Textbooks are another issue. This semester, I have seen our student teachers using textbooks that refer to the native populations as “Red Men,” and the school district either does not have the funds to replace them or does not believe that it is an important investment (and, in this case, the textbooks are for a class in Pennsylvania history and do not include any mention of the state constitution adopted in 1968–because they were published in 1967). This week, I saw a student teacher who had the challenge of teaching a U.S. History class using a textbook that is inaccurate (no big deal, except that he was teaching about the U.S. Constitution–and the textbook had erroneous information about the approval of presidential appointments). At what point should student teachers–and all teachers, for that matter–decide that the textbook is no longer a useful tool and should be shelved in favor of using alternate forms of instruction (such as the Internet)? What is the responsibility of the teacher to correct inaccurate information? At what point can a student teacher safely question the regular teacher’s reliance on wrong information when instructing the future citizens of the world?

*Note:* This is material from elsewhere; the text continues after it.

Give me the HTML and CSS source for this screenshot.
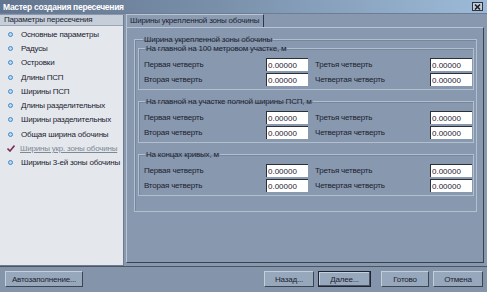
FILE: index.html
```html
<!DOCTYPE html>
<html lang="ru">
<head>
    <meta charset="UTF-8">
    <title>Мастер создания пересечения</title>
    <link rel="stylesheet" href="styles.css">
</head>
<body>
    <div class="window">
        <div class="titlebar">
            <span class="title">Мастер создания пересечения</span>
            <span class="close">
                <svg width="9" height="8" viewBox="0 0 9 8"><path d="M2 1.5 L7 6.5 M7 1.5 L2 6.5" stroke="#1a1f28" stroke-width="1.6"/></svg>
            </span>
        </div>

        <div class="main">
            <aside class="steps">
                <div class="steps-head">Параметры пересечения</div>
                <ul class="step-list">
                    <li class="step"><span class="dot"></span>Основные параметры</li>
                    <li class="step"><span class="dot"></span>Радусы</li>
                    <li class="step"><span class="dot"></span>Островки</li>
                    <li class="step"><span class="dot"></span>Длины ПСП</li>
                    <li class="step"><span class="dot"></span>Ширины ПСП</li>
                    <li class="step"><span class="dot"></span>Длины разделительных</li>
                    <li class="step"><span class="dot"></span>Ширины разделительных</li>
                    <li class="step"><span class="dot"></span>Общая ширина обочины</li>
                    <li class="step current">
                        <svg class="check" width="8" height="7" viewBox="0 0 8 7"><path d="M0.5 3.5 L3 6 L7.5 0.5" fill="none" stroke="#7a2e5a" stroke-width="1.6"/></svg>
                        <span class="step-text">Ширины укр. зоны обочины</span>
                    </li>
                    <li class="step"><span class="dot"></span>Ширины 3-ей зоны обочины</li>
                </ul>
            </aside>

            <section class="page">
                <div class="tabs">
                    <div class="tab">Ширины укрепленной зоны обочины</div>
                </div>
                <div class="tab-body">
                    <fieldset class="group">
                        <legend>Ширина укрепленной зоны обочины</legend>

                        <fieldset class="subgroup">
                            <legend>На главной на 100 метровом участке, м</legend>
                            <div class="rows">
                                <label>Первая четверть</label><input class="num" value="0.00000">
                                <label class="second">Третья четверть</label><input class="num" value="0.00000">
                                <label>Вторая четверть</label><input class="num" value="0.00000">
                                <label class="second">Четвертая четверть</label><input class="num" value="0.00000">
                            </div>
                        </fieldset>

                        <fieldset class="subgroup">
                            <legend>На главной на участке полной ширины ПСП, м</legend>
                            <div class="rows">
                                <label>Первая четверть</label><input class="num" value="0.00000">
                                <label class="second">Третья четверть</label><input class="num" value="0.00000">
                                <label>Вторая четверть</label><input class="num" value="0.00000">
                                <label class="second">Четвертая четверть</label><input class="num" value="0.00000">
                            </div>
                        </fieldset>

                        <fieldset class="subgroup">
                            <legend>На концах кривых, м</legend>
                            <div class="rows">
                                <label>Первая четверть</label><input class="num" value="0.00000">
                                <label class="second">Третья четверть</label><input class="num" value="0.00000">
                                <label>Вторая четверть</label><input class="num" value="0.00000">
                                <label class="second">Четвертая четверть</label><input class="num" value="0.00000">
                            </div>
                        </fieldset>
                    </fieldset>
                </div>
            </section>
        </div>

        <div class="footer">
            <button class="btn wide">Автозаполнение...</button>
            <div class="spacer"></div>
            <button class="btn">Назад...</button>
            <button class="btn default">Далее...</button>
            <button class="btn gap">Готово</button>
            <button class="btn">Отмена</button>
        </div>
    </div>
</body>
</html>
```

FILE: styles.css
```css
* {
    margin: 0;
    padding: 0;
    box-sizing: border-box;
}

body {
    width: 487px;
    height: 292px;
    overflow: hidden;
    background: #8898ae;
    font-family: 'Liberation Sans', Arial, sans-serif;
    font-size: 8px;
    letter-spacing: -0.2px;
    color: #1c2230;
}

.window {
    display: flex;
    flex-direction: column;
    height: 292px;
}

/* Заголовок окна */
.titlebar {
    height: 14px;
    display: flex;
    align-items: center;
    justify-content: space-between;
    padding: 0 3px 0 3px;
    background: linear-gradient(90deg, #62748e 0%, #7a90aa 45%, #9cbad8 100%);
    border-bottom: 1px solid #6d7d94;
}

.title {
    color: #ffffff;
    font-weight: bold;
    font-size: 8.5px;
    letter-spacing: -0.3px;
}

.close {
    width: 11px;
    height: 9px;
    display: flex;
    align-items: center;
    justify-content: center;
    background: #c4ccd6;
    border: 1px solid #2c3440;
    margin-right: 1px;
}

.main {
    flex: 1;
    display: flex;
    gap: 2px;
    min-height: 0;
}

/* Список шагов */
.steps {
    width: 124px;
    margin-top: 1px;
    background: #e4e8ed;
    border-right: 1px solid #6e7c90;
    border-bottom: 1px solid #6e7c90;
}

.steps-head {
    height: 11px;
    line-height: 10px;
    padding-left: 4px;
    background: #c6ced9;
    border-bottom: 1px solid #9aa6b6;
    color: #1c2230;
}

.step-list {
    list-style: none;
    padding-top: 1px;
}

.step {
    height: 14.3px;
    display: flex;
    align-items: center;
    padding-left: 8px;
    gap: 8px;
    white-space: nowrap;
}

.dot {
    width: 5px;
    height: 5px;
    border-radius: 50%;
    border: 1.5px solid #3d8ccc;
    background: #bcd6ea;
    flex-shrink: 0;
}

.check {
    display: block;
    flex-shrink: 0;
    width: 8px;
    height: 7px;
}

.step.current {
    gap: 5px;
    padding-left: 7px;
    color: #7e8794;
}

.step.current .step-text {
    text-decoration: underline;
}

/* Вкладка */
.page {
    flex: 1;
    display: flex;
    flex-direction: column;
    padding-right: 3px;
    padding-bottom: 3px;
}

.tabs {
    display: flex;
    height: 13px;
}

.tab {
    width: 138px;
    height: 13px;
    line-height: 12px;
    padding-left: 3px;
    background: #8c9cb2;
    border-top: 1px solid #b9c5d4;
    border-left: 1px solid #b9c5d4;
    border-right: 1px solid #2e3642;
    color: #1c2230;
    white-space: nowrap;
}

.tab-body {
    flex: 1;
    border-top: 1px solid #b9c5d4;
    border-left: 1px solid #b9c5d4;
    border-right: 1px solid #39424e;
    border-bottom: 1px solid #39424e;
    padding: 7px 6px 0 7px;
}

fieldset {
    border: 1px solid #b2bfcf;
    box-shadow: inset 1px 1px 0 #76869c;
}

legend {
    padding: 0 1px;
    margin-left: 5px;
    line-height: 9px;
    white-space: nowrap;
}

.group {
    padding: 0 2px 8px 3px;
}

.subgroup {
    margin-bottom: 7px;
    padding: 0 0 2px 5px;
}

.subgroup legend {
    margin-left: 1px;
}

.rows {
    display: grid;
    grid-template-columns: 122px 42px 122px 43px;
    grid-auto-rows: 15px;
    align-items: center;
    padding-top: 4px;
}

.rows label.second {
    padding-left: 7px;
}

.num {
    width: 42px;
    height: 13px;
    font-family: 'Liberation Sans', Arial, sans-serif;
    font-size: 8px;
    color: #1c2230;
    background: #ffffff;
    border: none;
    border-top: 1px solid #2a2f38;
    border-left: 1px solid #2a2f38;
    padding-left: 1px;
    outline: none;
}

/* Кнопки */
.footer {
    height: 26px;
    display: flex;
    align-items: flex-start;
    gap: 4px;
    padding: 4px 4px 0 5px;
    border-top: 1px solid #4a5566;
    background: #8494aa;
}

.spacer {
    flex: 1;
}

.btn {
    width: 50px;
    height: 16px;
    font-family: 'Liberation Sans', Arial, sans-serif;
    font-size: 8px;
    letter-spacing: -0.2px;
    color: #1c2230;
    background: #97a7bc;
    border: 1px solid;
    border-color: #c4cfdc #3c4552 #3c4552 #c4cfdc;
}

.btn.wide {
    width: 78px;
}

.btn.default {
    width: 53px;
    border: 1px solid #1e2430;
    box-shadow: inset -1px -1px 0 #4a5466, inset 1px 1px 0 #c4cfdc;
}

.btn.gap {
    margin-left: 6px;
    width: 48px;
}
```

With standardized testing in social studies on the horizon (if not already in place, as is the case with New York and the Regents Exams), it will be interesting to see how social studies teaching evolves over the next few years. The one thing I would hate to see is “teaching the test”–in other words, history instruction being limited to what will be covered on the standardized exams, with no concern given to developing important skills like being able to craft an argument, to defend a position with evidence, and to demonstrate an understanding of basic historical “facts”–such as knowing how many states are in the United States, which U.S. presidents have been assassinated, and when Lincoln presented the Gettysburg Address.